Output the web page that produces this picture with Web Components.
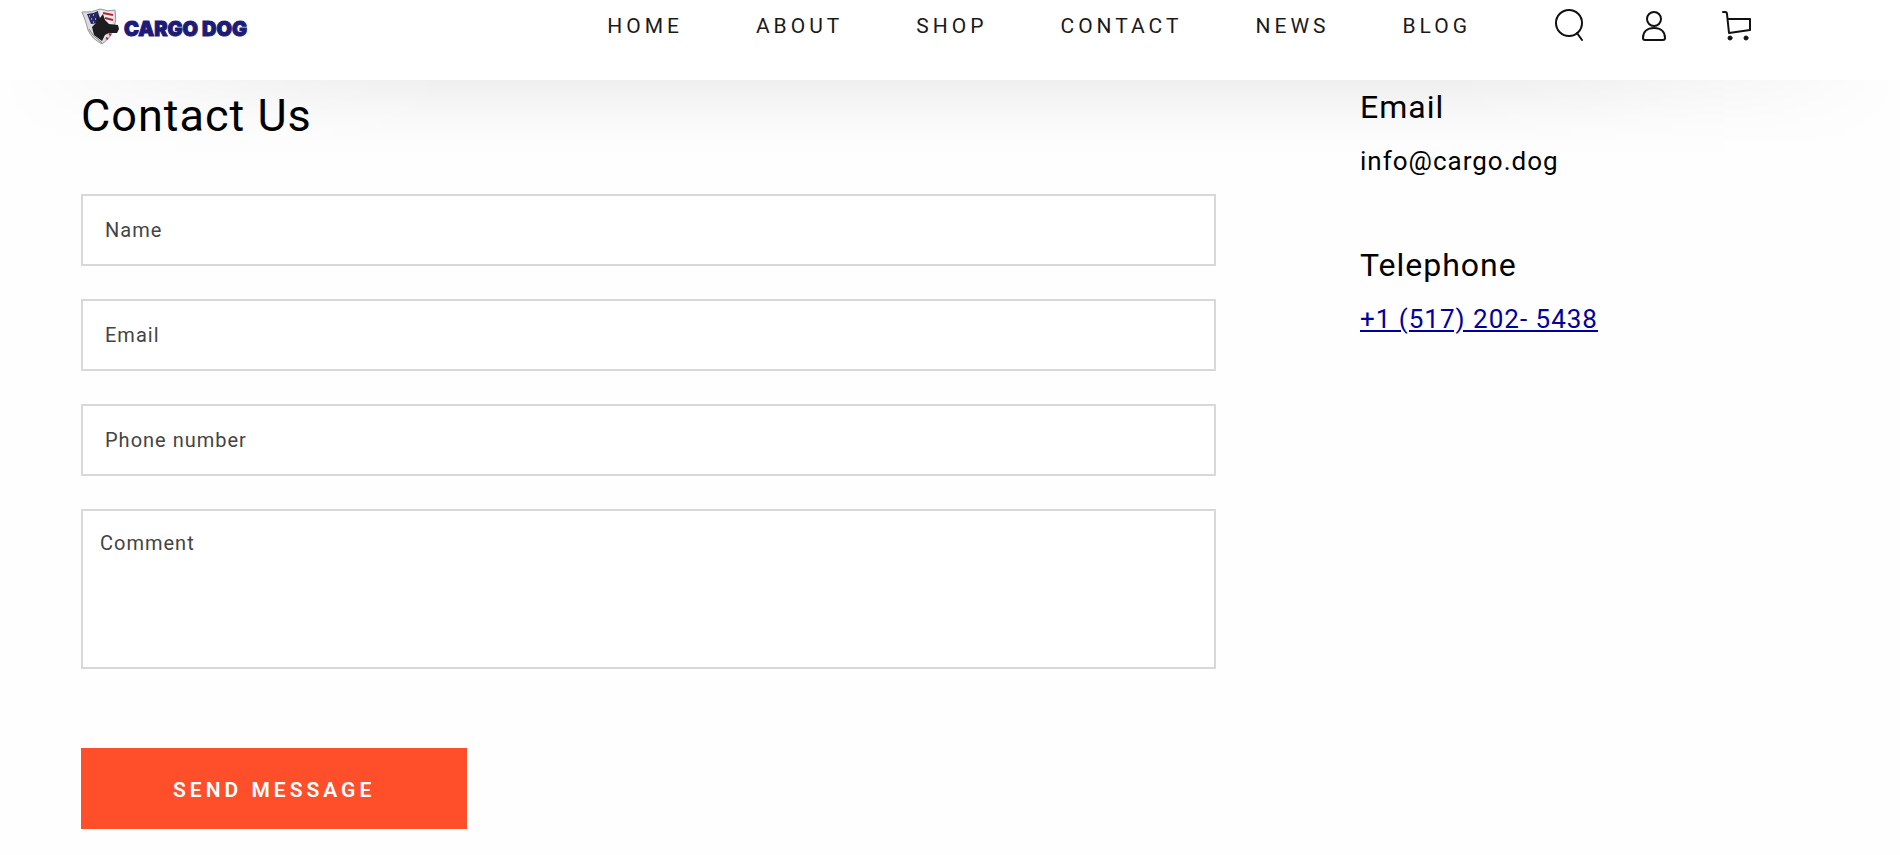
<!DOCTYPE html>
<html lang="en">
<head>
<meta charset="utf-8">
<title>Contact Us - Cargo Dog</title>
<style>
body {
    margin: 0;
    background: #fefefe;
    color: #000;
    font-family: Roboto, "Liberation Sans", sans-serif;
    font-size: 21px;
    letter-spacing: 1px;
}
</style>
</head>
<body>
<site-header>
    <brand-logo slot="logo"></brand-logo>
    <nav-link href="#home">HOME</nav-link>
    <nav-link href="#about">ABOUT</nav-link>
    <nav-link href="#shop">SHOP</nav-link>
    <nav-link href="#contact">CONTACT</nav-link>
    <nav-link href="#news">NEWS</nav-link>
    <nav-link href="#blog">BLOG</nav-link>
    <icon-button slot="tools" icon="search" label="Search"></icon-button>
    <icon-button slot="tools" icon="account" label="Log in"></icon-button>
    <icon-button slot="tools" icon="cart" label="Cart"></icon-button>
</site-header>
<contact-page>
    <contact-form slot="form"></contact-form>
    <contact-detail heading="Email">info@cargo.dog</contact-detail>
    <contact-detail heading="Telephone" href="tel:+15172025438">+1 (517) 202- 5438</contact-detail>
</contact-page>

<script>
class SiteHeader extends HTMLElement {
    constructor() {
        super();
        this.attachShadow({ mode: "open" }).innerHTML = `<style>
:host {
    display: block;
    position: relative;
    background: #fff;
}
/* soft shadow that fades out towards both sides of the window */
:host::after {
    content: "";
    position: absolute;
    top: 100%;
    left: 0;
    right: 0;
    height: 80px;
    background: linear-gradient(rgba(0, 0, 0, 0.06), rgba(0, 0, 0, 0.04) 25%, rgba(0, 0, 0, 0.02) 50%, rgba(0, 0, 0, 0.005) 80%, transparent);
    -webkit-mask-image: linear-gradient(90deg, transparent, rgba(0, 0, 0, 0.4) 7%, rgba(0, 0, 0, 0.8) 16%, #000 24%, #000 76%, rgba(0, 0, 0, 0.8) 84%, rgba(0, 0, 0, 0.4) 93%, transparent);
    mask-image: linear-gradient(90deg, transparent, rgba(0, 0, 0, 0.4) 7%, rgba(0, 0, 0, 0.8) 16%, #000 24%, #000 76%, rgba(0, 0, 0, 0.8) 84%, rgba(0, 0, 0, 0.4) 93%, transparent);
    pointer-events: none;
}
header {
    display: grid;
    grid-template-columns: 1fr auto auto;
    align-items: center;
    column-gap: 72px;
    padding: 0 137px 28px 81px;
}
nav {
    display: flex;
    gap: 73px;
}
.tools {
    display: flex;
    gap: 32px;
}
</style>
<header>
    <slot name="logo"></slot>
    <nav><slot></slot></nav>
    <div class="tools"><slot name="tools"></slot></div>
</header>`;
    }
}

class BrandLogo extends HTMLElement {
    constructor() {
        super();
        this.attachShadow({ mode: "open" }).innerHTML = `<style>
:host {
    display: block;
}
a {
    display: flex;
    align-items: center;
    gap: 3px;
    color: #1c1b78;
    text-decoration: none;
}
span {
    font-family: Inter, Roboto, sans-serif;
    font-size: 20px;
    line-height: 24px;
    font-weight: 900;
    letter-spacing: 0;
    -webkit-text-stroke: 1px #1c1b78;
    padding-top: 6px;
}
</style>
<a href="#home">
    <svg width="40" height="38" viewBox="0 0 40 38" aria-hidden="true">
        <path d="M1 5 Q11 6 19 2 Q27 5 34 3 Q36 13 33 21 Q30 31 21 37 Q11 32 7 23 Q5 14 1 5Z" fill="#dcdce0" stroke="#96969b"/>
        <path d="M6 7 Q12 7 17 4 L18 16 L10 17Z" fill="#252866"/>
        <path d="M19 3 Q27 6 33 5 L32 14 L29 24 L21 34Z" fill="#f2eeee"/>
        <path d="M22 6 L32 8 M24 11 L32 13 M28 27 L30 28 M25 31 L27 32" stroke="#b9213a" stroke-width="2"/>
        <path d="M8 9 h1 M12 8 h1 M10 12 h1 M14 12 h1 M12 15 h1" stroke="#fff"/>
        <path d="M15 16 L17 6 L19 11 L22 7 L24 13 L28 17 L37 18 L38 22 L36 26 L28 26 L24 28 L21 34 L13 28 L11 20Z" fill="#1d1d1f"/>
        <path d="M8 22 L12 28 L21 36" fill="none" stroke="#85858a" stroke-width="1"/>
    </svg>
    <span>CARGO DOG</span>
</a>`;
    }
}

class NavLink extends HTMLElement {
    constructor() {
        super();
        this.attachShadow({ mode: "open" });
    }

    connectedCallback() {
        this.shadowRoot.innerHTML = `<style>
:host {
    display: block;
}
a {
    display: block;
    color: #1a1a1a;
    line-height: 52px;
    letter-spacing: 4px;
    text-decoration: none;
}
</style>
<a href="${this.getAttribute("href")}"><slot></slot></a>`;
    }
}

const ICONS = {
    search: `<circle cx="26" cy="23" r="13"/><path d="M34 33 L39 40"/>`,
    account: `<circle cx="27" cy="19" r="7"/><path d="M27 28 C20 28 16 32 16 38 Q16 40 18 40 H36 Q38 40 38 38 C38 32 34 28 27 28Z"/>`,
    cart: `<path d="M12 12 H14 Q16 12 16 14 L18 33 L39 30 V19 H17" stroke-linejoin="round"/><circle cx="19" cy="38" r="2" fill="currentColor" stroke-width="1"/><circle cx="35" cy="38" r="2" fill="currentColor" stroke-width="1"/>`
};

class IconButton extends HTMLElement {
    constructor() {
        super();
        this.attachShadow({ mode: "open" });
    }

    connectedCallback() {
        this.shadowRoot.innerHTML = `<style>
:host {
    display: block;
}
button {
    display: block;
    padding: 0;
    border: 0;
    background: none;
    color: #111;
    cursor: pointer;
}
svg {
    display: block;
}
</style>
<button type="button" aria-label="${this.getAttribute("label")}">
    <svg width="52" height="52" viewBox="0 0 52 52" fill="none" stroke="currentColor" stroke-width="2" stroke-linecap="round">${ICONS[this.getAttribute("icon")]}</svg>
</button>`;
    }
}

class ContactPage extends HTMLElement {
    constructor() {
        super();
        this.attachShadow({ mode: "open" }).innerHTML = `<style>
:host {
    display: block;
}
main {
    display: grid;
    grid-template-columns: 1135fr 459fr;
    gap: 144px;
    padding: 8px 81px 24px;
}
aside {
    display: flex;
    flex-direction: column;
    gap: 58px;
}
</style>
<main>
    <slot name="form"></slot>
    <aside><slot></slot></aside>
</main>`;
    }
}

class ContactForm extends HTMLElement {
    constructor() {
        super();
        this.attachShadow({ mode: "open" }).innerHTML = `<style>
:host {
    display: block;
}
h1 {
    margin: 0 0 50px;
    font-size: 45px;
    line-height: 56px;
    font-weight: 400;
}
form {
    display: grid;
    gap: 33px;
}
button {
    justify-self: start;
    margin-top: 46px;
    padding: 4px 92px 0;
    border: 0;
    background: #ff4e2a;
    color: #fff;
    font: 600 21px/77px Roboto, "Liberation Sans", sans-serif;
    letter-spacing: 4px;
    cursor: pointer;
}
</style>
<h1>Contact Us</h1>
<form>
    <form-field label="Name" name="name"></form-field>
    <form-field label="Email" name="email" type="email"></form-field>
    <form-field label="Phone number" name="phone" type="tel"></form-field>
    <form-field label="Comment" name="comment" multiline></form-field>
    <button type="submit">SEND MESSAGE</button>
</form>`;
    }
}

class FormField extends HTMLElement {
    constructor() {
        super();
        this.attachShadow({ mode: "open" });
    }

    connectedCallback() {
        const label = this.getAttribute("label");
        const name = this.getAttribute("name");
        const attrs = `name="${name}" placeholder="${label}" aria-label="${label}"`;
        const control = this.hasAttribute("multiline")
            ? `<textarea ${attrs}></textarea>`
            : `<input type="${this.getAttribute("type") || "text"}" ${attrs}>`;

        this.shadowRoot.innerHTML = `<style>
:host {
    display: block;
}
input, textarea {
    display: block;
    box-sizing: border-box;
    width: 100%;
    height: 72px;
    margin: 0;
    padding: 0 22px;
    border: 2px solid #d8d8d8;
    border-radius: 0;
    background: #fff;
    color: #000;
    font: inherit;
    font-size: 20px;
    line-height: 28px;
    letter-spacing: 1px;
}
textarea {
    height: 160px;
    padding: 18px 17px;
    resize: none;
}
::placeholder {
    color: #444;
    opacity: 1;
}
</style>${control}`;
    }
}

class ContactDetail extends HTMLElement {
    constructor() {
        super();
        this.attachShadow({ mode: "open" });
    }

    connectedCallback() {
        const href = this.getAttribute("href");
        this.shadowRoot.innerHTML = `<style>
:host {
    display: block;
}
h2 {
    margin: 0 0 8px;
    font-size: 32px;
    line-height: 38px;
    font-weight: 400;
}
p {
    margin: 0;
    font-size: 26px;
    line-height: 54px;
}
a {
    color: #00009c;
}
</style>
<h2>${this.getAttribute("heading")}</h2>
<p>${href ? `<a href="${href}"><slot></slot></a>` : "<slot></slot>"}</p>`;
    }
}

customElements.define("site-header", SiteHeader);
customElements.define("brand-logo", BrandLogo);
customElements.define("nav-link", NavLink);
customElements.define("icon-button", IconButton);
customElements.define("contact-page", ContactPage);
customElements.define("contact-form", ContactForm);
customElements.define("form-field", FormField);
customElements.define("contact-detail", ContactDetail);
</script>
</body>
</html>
________________________
» **Stated goal**:
Starting at the first line of the material, output exactly the lines up to and including the one with "</contact-page>". Do not include the pictures.

» **Answer to the problem**:
Output the web page that produces this picture with Web Components.
<!DOCTYPE html>
<html lang="en">
<head>
<meta charset="utf-8">
<title>Contact Us - Cargo Dog</title>
<style>
body {
    margin: 0;
    background: #fefefe;
    color: #000;
    font-family: Roboto, "Liberation Sans", sans-serif;
    font-size: 21px;
    letter-spacing: 1px;
}
</style>
</head>
<body>
<site-header>
    <brand-logo slot="logo"></brand-logo>
    <nav-link href="#home">HOME</nav-link>
    <nav-link href="#about">ABOUT</nav-link>
    <nav-link href="#shop">SHOP</nav-link>
    <nav-link href="#contact">CONTACT</nav-link>
    <nav-link href="#news">NEWS</nav-link>
    <nav-link href="#blog">BLOG</nav-link>
    <icon-button slot="tools" icon="search" label="Search"></icon-button>
    <icon-button slot="tools" icon="account" label="Log in"></icon-button>
    <icon-button slot="tools" icon="cart" label="Cart"></icon-button>
</site-header>
<contact-page>
    <contact-form slot="form"></contact-form>
    <contact-detail heading="Email">info@cargo.dog</contact-detail>
    <contact-detail heading="Telephone" href="tel:+15172025438">+1 (517) 202- 5438</contact-detail>
</contact-page>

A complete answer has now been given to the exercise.